Europäische Netzbetreiber wollen ein Joint Venture gründen, um eine Plattform für digitale Werbung zu betreiben. Es ist ein Versuch, um mit den amerikanischen Tech-Konzernen – allen voran Google und Meta – zu konkurrieren, die den Markt für Online-Werbung dominieren.

Bei den Netzbetreibern handelt es sich um die Deutsche Telekom, Orange, Telefónica und Vodafone. Diese sind jeweils zu 25 Prozent an der neuen Joint Venture beteiligt, die ihren Sitz in Belgien haben soll. Die EU-Kommission hat die Gründung nun genehmigt.

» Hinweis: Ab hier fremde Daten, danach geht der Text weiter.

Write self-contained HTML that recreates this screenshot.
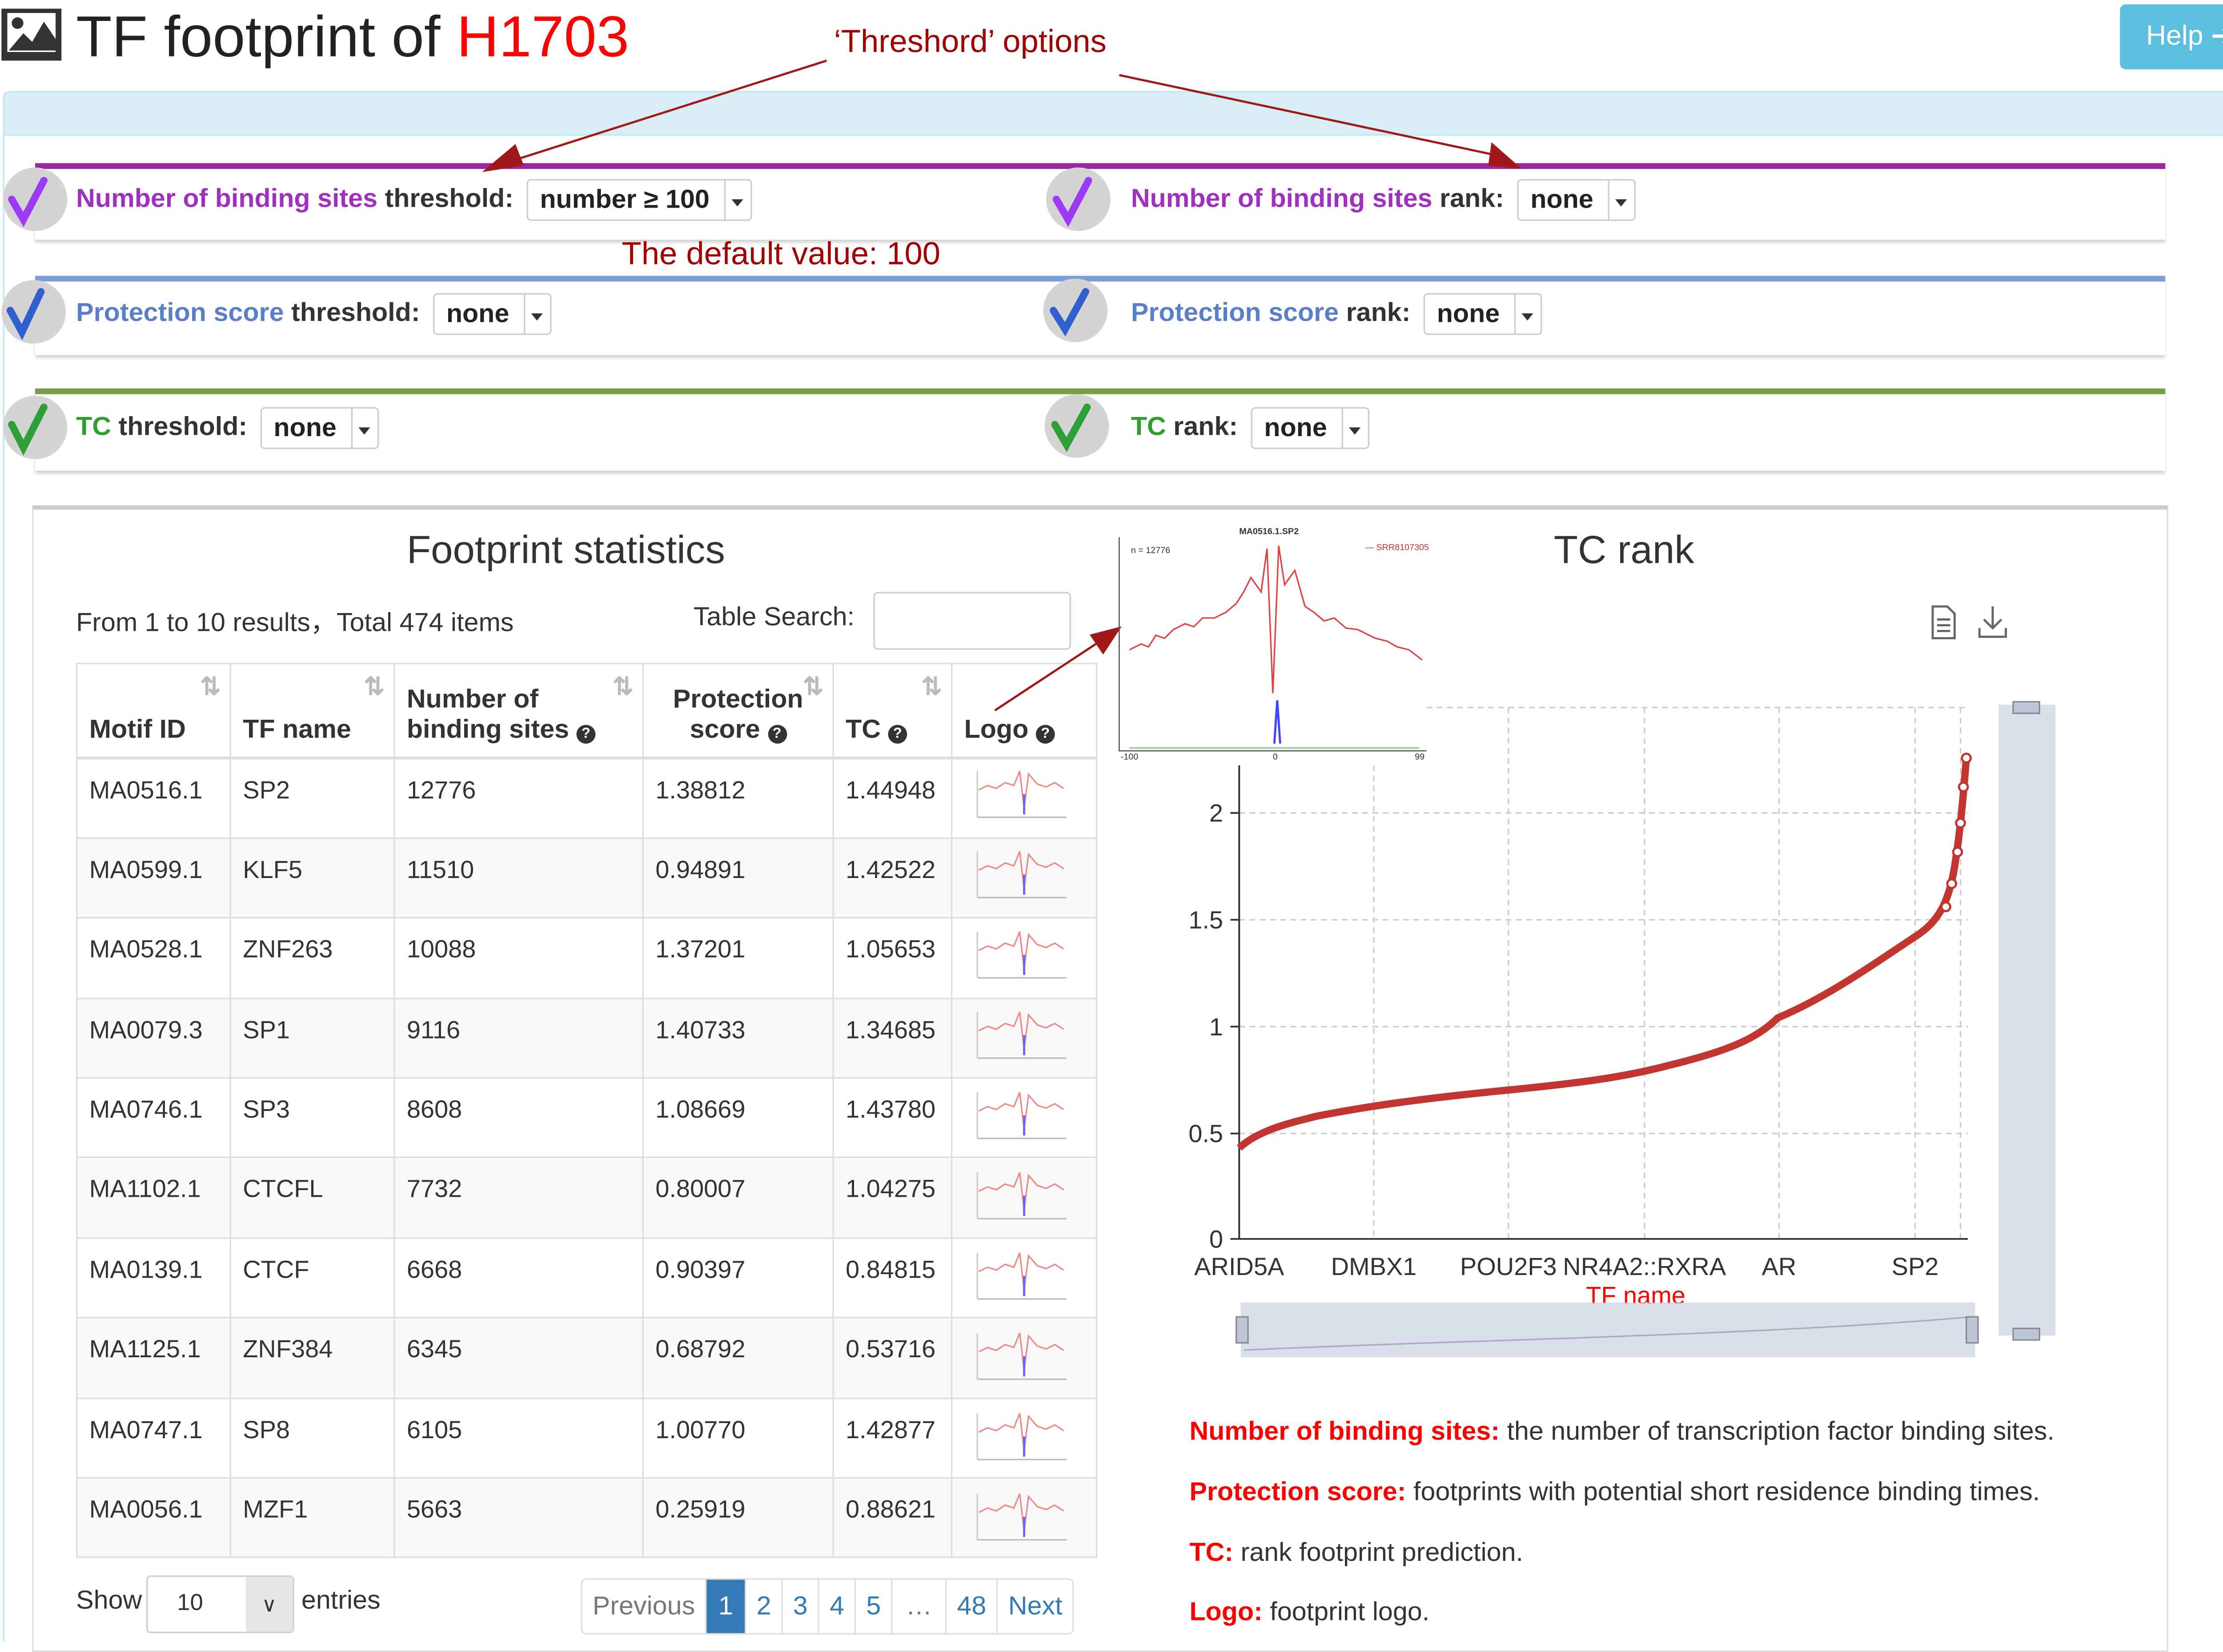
<!DOCTYPE html>
<html><head><meta charset="utf-8">
<style>
html,body{margin:0;padding:0;background:#fff;}
body{width:5094px;height:3693px;overflow:hidden;position:relative;}
#w{position:absolute;left:0;top:0;width:1548px;height:1137px;transform-origin:0 0;transform:scale(3.2907,3.248);font-family:"Liberation Sans",Arial,sans-serif;color:#333;}
.a{position:absolute;white-space:nowrap;}
.box{position:absolute;left:24px;width:1456px;background:#fff;box-shadow:0 2px 2px rgba(0,0,0,.18);}
.circ{position:absolute;width:44px;height:44px;border-radius:50%;background:#d4d4d4;}
.lab{position:absolute;font-size:18px;font-weight:bold;white-space:nowrap;}
.sel{display:inline-block;border:1px solid #ccc;border-radius:3px;padding:3px 28px 3px 8px;position:relative;font-size:18px;font-weight:bold;color:#222;margin-left:4px;vertical-align:middle;background:#fff;}
.sel:after{content:"";position:absolute;right:0;top:0;bottom:0;width:17px;border-left:1px solid #ccc;}
.sel:before{content:"";position:absolute;right:5px;top:13px;border:4px solid transparent;border-top:5px solid #333;border-bottom:none;}
table{border-collapse:collapse;position:absolute;left:52px;top:459px;font-size:17px;}
td,th{border:1px solid #ddd;padding:0 8px;text-align:left;vertical-align:top;}
th{height:56px;vertical-align:bottom;padding-bottom:8px;border-bottom:2px solid #ddd;font-size:18px;position:relative;}
td{height:55.4px;padding-top:12px;box-sizing:border-box;}
tr:nth-child(odd) td{background:#f9f9f9;}
.srt{position:absolute;right:6px;top:6px;color:#bbb;font-size:17px;font-weight:bold;}
.q{display:inline-block;width:13px;height:13px;border-radius:50%;background:#333;color:#fff;font-size:10px;text-align:center;line-height:13px;}
.pg{position:absolute;top:1093px;left:397px;height:37px;border:1px solid #ddd;border-radius:4px;display:flex;font-size:18px;}
.pg span{border-left:1px solid #ddd;padding:0 7px;line-height:37px;color:#337ab7;}
.leg{position:absolute;left:813px;font-size:18px;color:#333;white-space:nowrap;}
.leg b{color:#f00;}
</style></head><body><div id="w">

<svg class="a" style="left:0;top:5px" width="44" height="38" viewBox="0 0 44 38"><rect x="1" y="1" width="41" height="36" fill="#333"/><rect x="5" y="4" width="33" height="27" fill="#fff"/><circle cx="12" cy="11" r="4" fill="#333"/><path d="M6 30 L16 18 L22 24 L30 10 L38 22 L38 30Z" fill="#333"/></svg>
<div class="a" style="left:52px;top:4px;font-size:40px;color:#222;">TF footprint of <span style="color:#f00">H1703</span></div>
<div class="a" style="left:1449px;top:3px;width:96px;height:45px;background:#5bc0de;border-radius:4px;color:#fff;font-size:19px;line-height:45px;text-align:center;">Help ➔</div>
<div class="a" style="left:570px;top:16px;font-size:22px;color:#a00000;">‘Threshord’ options</div>

<div class="a" style="left:2px;top:63px;width:1541px;height:29px;background:#d9edf7;border:1px solid #bce8f1;border-radius:4px 4px 0 0;"></div>
<div class="a" style="left:2px;top:92px;width:1px;height:1045px;background:#bce8f1;"></div>
<div class="a" style="left:1544px;top:92px;width:1px;height:885px;background:#bce8f1;"></div>

<div class="box" style="top:113px;height:49px;border-top:4px solid #9b27a0;"></div>
<div class="box" style="top:191px;height:51px;border-top:4px solid #7b9fd8;"></div>
<div class="box" style="top:269px;height:53px;border-top:4px solid #7a9c4a;"></div>

<div class="circ" style="left:2px;top:116px"></div><div class="circ" style="left:715px;top:116px"></div>
<div class="circ" style="left:1px;top:194px"></div><div class="circ" style="left:713px;top:193px"></div>
<div class="circ" style="left:2px;top:274px"></div><div class="circ" style="left:714px;top:273px"></div>
<svg class="a" style="left:0;top:110px" width="770" height="220">
<g fill="none" stroke-width="5" stroke-linecap="round">
<path d="M8 28 L16 42 L30 15" stroke="#9b3bf5"/><path d="M722 28 L730 42 L744 15" stroke="#9b3bf5"/>
<path d="M7 105 L15 120 L28 92" stroke="#3060d0"/><path d="M720 105 L728 118 L742 92" stroke="#3060d0"/>
<path d="M8 184 L16 200 L30 172" stroke="#2e9e36"/><path d="M721 184 L729 198 L743 172" stroke="#2e9e36"/>
</g></svg>

<div class="lab" style="left:52px;top:124px;"><span style="color:#a030c0">Number of binding sites</span> threshold: <span class="sel">number ≥ 100</span></div>
<div class="lab" style="left:773px;top:124px;"><span style="color:#a030c0">Number of binding sites</span> rank: <span class="sel">none</span></div>
<div class="a" style="left:425px;top:163px;font-size:22px;color:#a00000;">The default value: 100</div>
<div class="lab" style="left:52px;top:203px;"><span style="color:#5b7ec9">Protection score</span> threshold: <span class="sel">none</span></div>
<div class="lab" style="left:773px;top:203px;"><span style="color:#5b7ec9">Protection score</span> rank: <span class="sel">none</span></div>
<div class="lab" style="left:52px;top:282px;"><span style="color:#2e9e2e">TC</span> threshold: <span class="sel">none</span></div>
<div class="lab" style="left:773px;top:282px;"><span style="color:#2e9e2e">TC</span> rank: <span class="sel">none</span></div>

<div class="a" style="left:22px;top:350px;width:1458px;height:790px;border:1px solid #ddd;border-top:3px solid #ccc;"></div>
<div class="a" style="left:278px;top:366px;font-size:27px;">Footprint statistics</div>
<div class="a" style="left:52px;top:417px;font-size:18px;">From 1 to 10 results，Total 474 items</div>
<div class="a" style="left:474px;top:417px;font-size:18px;">Table Search:</div>
<div class="a" style="left:597px;top:410px;width:133px;height:38px;border:1px solid #ccc;border-radius:3px;"></div>

<table>
<tr><th style="width:88px">Motif ID<span class="srt">⇅</span></th><th style="width:95px">TF name<span class="srt">⇅</span></th><th style="width:153px">Number of<br>binding sites <span class="q">?</span><span class="srt">⇅</span></th><th style="width:113px;text-align:center">Protection<br>score <span class="q">?</span><span class="srt">⇅</span></th><th style="width:64px">TC <span class="q">?</span><span class="srt">⇅</span></th><th style="width:82px">Logo <span class="q">?</span></th></tr>
<tr><td>MA0516.1</td><td>SP2</td><td>12776</td><td>1.38812</td><td>1.44948</td><td class="lg"></td></tr>
<tr><td>MA0599.1</td><td>KLF5</td><td>11510</td><td>0.94891</td><td>1.42522</td><td class="lg"></td></tr>
<tr><td>MA0528.1</td><td>ZNF263</td><td>10088</td><td>1.37201</td><td>1.05653</td><td class="lg"></td></tr>
<tr><td>MA0079.3</td><td>SP1</td><td>9116</td><td>1.40733</td><td>1.34685</td><td class="lg"></td></tr>
<tr><td>MA0746.1</td><td>SP3</td><td>8608</td><td>1.08669</td><td>1.43780</td><td class="lg"></td></tr>
<tr><td>MA1102.1</td><td>CTCFL</td><td>7732</td><td>0.80007</td><td>1.04275</td><td class="lg"></td></tr>
<tr><td>MA0139.1</td><td>CTCF</td><td>6668</td><td>0.90397</td><td>0.84815</td><td class="lg"></td></tr>
<tr><td>MA1125.1</td><td>ZNF384</td><td>6345</td><td>0.68792</td><td>0.53716</td><td class="lg"></td></tr>
<tr><td>MA0747.1</td><td>SP8</td><td>6105</td><td>1.00770</td><td>1.42877</td><td class="lg"></td></tr>
<tr><td>MA0056.1</td><td>MZF1</td><td>5663</td><td>0.25919</td><td>0.88621</td><td class="lg"></td></tr>
</table>

<svg class="a" style="left:665px;top:530px" width="70" height="550">
<g id="lg"><path d="M4 17 L10 14 L16 16 L22 12 L28 14 L32 4 L35 30 L38 6 L44 13 L50 15 L56 12 L62 16" fill="none" stroke="#e88" stroke-width="1"/><path d="M35 20 L35 34" stroke="#66f" stroke-width="1.5"/><path d="M3 36 H64" stroke="#bbb"/><path d="M3 4 V36" stroke="#ccc"/></g>
<use href="#lg" y="55.6"/><use href="#lg" y="111.2"/><use href="#lg" y="166.8"/><use href="#lg" y="222.4"/><use href="#lg" y="278"/><use href="#lg" y="333.6"/><use href="#lg" y="389.2"/><use href="#lg" y="444.8"/><use href="#lg" y="500.4"/>
</svg>

<div class="a" style="left:52px;top:1098px;font-size:18px;">Show</div>
<div class="a" style="left:100px;top:1091px;width:99px;height:38px;border:1px solid #ccc;border-radius:3px;font-size:16px;line-height:38px;"><span style="margin-left:20px">10</span><span style="position:absolute;right:0;top:0;width:32px;height:38px;background:#e6e6e6;text-align:center;font-size:14px;">∨</span></div>
<div class="a" style="left:206px;top:1098px;font-size:18px;">entries</div>
<div class="pg"><span style="border:none;color:#777;padding:0 7px">Previous</span><span style="background:#337ab7;color:#fff;padding:0 8px">1</span><span>2</span><span>3</span><span>4</span><span>5</span><span style="color:#777;padding:0 9px">…</span><span>48</span><span>Next</span></div>

<div class="a" style="left:1062px;top:366px;font-size:27px;">TC rank</div>
<svg class="a" style="left:1318px;top:418px" width="60" height="26" fill="none" stroke="#666" stroke-width="1.5"><path d="M3 2 H13 L18 7 V24 H3Z M6 11 H15 M6 15 H15 M6 19 H15"/><path d="M44 2 V17 M38 11 L44 17 L50 11 M35 17 V23 H53 V17"/></svg>

<svg class="a" style="left:0;top:0" width="1548" height="1137">
<g stroke="#a01818" stroke-width="1.5" fill="#a01818">
<line x1="565" y1="42" x2="345" y2="113"/><polygon points="332,118 352,101 357,114"/>
<line x1="765" y1="52" x2="1025" y2="108"/><polygon points="1038,116 1020,100 1018,114"/>
<line x1="680" y1="492" x2="755" y2="442"/><polygon points="765,435 746,440 754,452"/>
</g>
<g fill="none" stroke="#ccc" stroke-dasharray="4,3">
<line x1="847" y1="563" x2="1345" y2="563"/><line x1="847" y1="637" x2="1345" y2="637"/><line x1="847" y1="711" x2="1345" y2="711"/><line x1="847" y1="785" x2="1345" y2="785"/>
<line x1="975" y1="490" x2="1345" y2="490"/>
<line x1="939" y1="530" x2="939" y2="858"/><line x1="1031" y1="490" x2="1031" y2="858"/><line x1="1124" y1="490" x2="1124" y2="858"/><line x1="1216" y1="490" x2="1216" y2="858"/><line x1="1309" y1="490" x2="1309" y2="858"/><line x1="1340" y1="490" x2="1340" y2="858"/>
</g>
<g stroke="#333" stroke-width="1.2"><line x1="847" y1="530" x2="847" y2="858"/><line x1="847" y1="858" x2="1345" y2="858"/>
<line x1="841" y1="563" x2="847" y2="563"/><line x1="841" y1="637" x2="847" y2="637"/><line x1="841" y1="711" x2="847" y2="711"/><line x1="841" y1="785" x2="847" y2="785"/><line x1="841" y1="858" x2="847" y2="858"/></g>
<g font-size="17" fill="#333" font-family="Liberation Sans,Arial,sans-serif" text-anchor="end">
<text x="836" y="569">2</text><text x="836" y="643">1.5</text><text x="836" y="717">1</text><text x="836" y="791">0.5</text><text x="836" y="864">0</text></g>
<g font-size="17" fill="#333" font-family="Liberation Sans,Arial,sans-serif" text-anchor="middle">
<text x="847" y="883">ARID5A</text><text x="939" y="883">DMBX1</text><text x="1031" y="883">POU2F3</text><text x="1124" y="883">NR4A2::RXRA</text><text x="1216" y="883">AR</text><text x="1309" y="883">SP2</text>
<text x="1118" y="903" fill="#f00">TF name</text></g>
<path d="M847 795 C860 783 880 778 900 773 C940 765 980 760 1030 755 C1080 750 1110 746 1140 738 C1180 728 1200 720 1215 705 C1250 690 1280 668 1310 648 C1325 638 1332 625 1336 600 C1340 575 1342 550 1344 525" fill="none" stroke="#c23531" stroke-width="5"/>
<g fill="#fff" stroke="#c23531" stroke-width="1.5"><circle cx="1344" cy="525" r="3"/><circle cx="1342" cy="545" r="3"/><circle cx="1340" cy="570" r="3"/><circle cx="1338" cy="590" r="3"/><circle cx="1334" cy="612" r="3"/><circle cx="1330" cy="628" r="3"/></g>
<rect x="1366" y="488" width="39" height="437" fill="#d0d8e4" opacity=".8"/>
<rect x="1376" y="486" width="18" height="8" fill="#bcc6d4" stroke="#889"/><rect x="1376" y="920" width="18" height="8" fill="#bcc6d4" stroke="#889"/>
<path d="M848 902 H1350 V940 H848Z" fill="#d0d8e4" opacity=".8"/>
<path d="M850 935 C1000 928 1200 925 1348 912" fill="none" stroke="#aab" />
<rect x="845" y="912" width="8" height="18" fill="#bcc6d4" stroke="#889"/><rect x="1344" y="912" width="8" height="18" fill="#bcc6d4" stroke="#889"/>
<g font-family="Liberation Sans,Arial,sans-serif" font-size="6" fill="#333">
<text x="847" y="370" font-weight="bold">MA0516.1.SP2</text><text x="773" y="383">n = 12776</text><text x="933" y="381" fill="#c33">— SRR8107305</text>
<text x="766" y="526">-100</text><text x="870" y="526">0</text><text x="967" y="526">99</text></g>
<path d="M765 372 V520 H975" fill="none" stroke="#555" stroke-width=".8"/>
<path d="M772 450 L780 446 L785 448 L790 440 L796 442 L802 436 L810 432 L816 434 L822 428 L830 428 L838 424 L845 418 L850 410 L855 400 L862 410 L866 380 L870 480 L874 378 L878 405 L885 395 L892 420 L898 424 L905 430 L912 428 L920 435 L928 436 L940 442 L948 444 L955 448 L963 450 L972 457" fill="none" stroke="#e04040" stroke-width="1"/>
<path d="M871 515 L873 485 L875 515" fill="none" stroke="#44f" stroke-width="1.5"/>
<path d="M772 518 H970" stroke="#8c8" stroke-width="1"/>
</svg>

<div class="leg" style="top:981px"><b>Number of binding sites:</b> the number of transcription factor binding sites.</div>
<div class="leg" style="top:1023px"><b>Protection score:</b> footprints with potential short residence binding times.</div>
<div class="leg" style="top:1065px"><b>TC:</b> rank footprint prediction.</div>
<div class="leg" style="top:1106px"><b>Logo:</b> footprint logo.</div>

</div></body></html>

Cookie-Nachfolger in Arbeit

Bei den Vorhaben wollen die Netzbetreiber eng mit Werbetreibenden und Verlagen zusammenarbeiten. Ein Pilotprojekt in Deutschland absolvierte Vodafone letztes Jahr bereits in den Netzen von Vodafone und der Deutschen Telekom, beteiligt waren bereits Online-Publisher und Werbetreibende. Weitere Testläufe sollen folgen, potenzielle Orte sind Frankreich und Spanien.

Grundsätzlich soll mit der Plattform ein Nachfolger für Cookies bereitgestellt werden. Technisch erfolgt das über einen pseudonymisierten Token, der für Werbetreibende nicht zurückverfolgbar sein soll. Wie Golem berichtet, erfolgte die Token-Generierung bei dem Testlauf im letzten Jahr anhand der Mobilfunknummer der Nutzer und der IP-Adresse. Aus diesen Daten wird mittels eines Hash-Verfahrens eine ID gebildet.

Das Konzept soll DSGVO-konform konzipiert sein. So erhalten Werbetreibende erst dann einen Token, wenn die Nutzer zustimmen. Die Werbung kann dann etwa über die Web-Angebote von Verlagen und Portalen ausgespielt werden. Nutzer sollen dabei die Kontrolle behalten. Die Zustimmung können sie jederzeit „entweder auf der Website der Marke oder des Verlags oder über ein zentrales, leicht zugängliches Datenschutzportal“ erteilen oder widerrufen.

Weitere Informationen zur Strategie und Technologie sowie der kommerziellen Nutzung will das neue Joint Venture „zu gegebener Zeit“ vorstellen.

Konkurrenz mit den Tech-Konzernen

Die technische Plattform ist offen für weitere Netzbetreiber in Europa. Das Ziel ist klar: Man will einen Teil der Erlöse auf dem lukrativen Online-Werbemarkt abgreifen. Seit Jahren klagen europäische Netzbetreiber, die hohen Investitionen in die Netze tragen zu müssen, während die Tech-Konzerne Milliarden-Umsätze einfahren.

Hinzu kommen noch weitere Ansätze, den die europäischen Netzbetreiber im Konkurrenzkampf mit den Tech-Konzernen verfolgen. Weil Dienste wie Netflix, YouTube oder Instagram einen Großteil des verbrauchten Datenvolumens verursachen, sollen diese künftig Gebühren an die Netzbetreiber zahlen.

Lange Zeit fand die Idee keinen politischen Anklang. Kritisiert wird, dass das Vorhaben gegen die Netzneutralität verstößt. Zudem wären die Dienste der Tech-Konzerne einer der Gründe, warum Menschen überhaupt schnelle – und damit hochpreisige – Internetzugänge buchen.

Zumindest bei der EU-Kommission erfolgte aber offenbar ein Umdenken. Diese will trotz breiter Kritik einen entsprechenden Gesetzentwurf auf den Weg bringen, berichtet Netzpolitik.org. Noch im Februar soll eine offene Konsultation starten.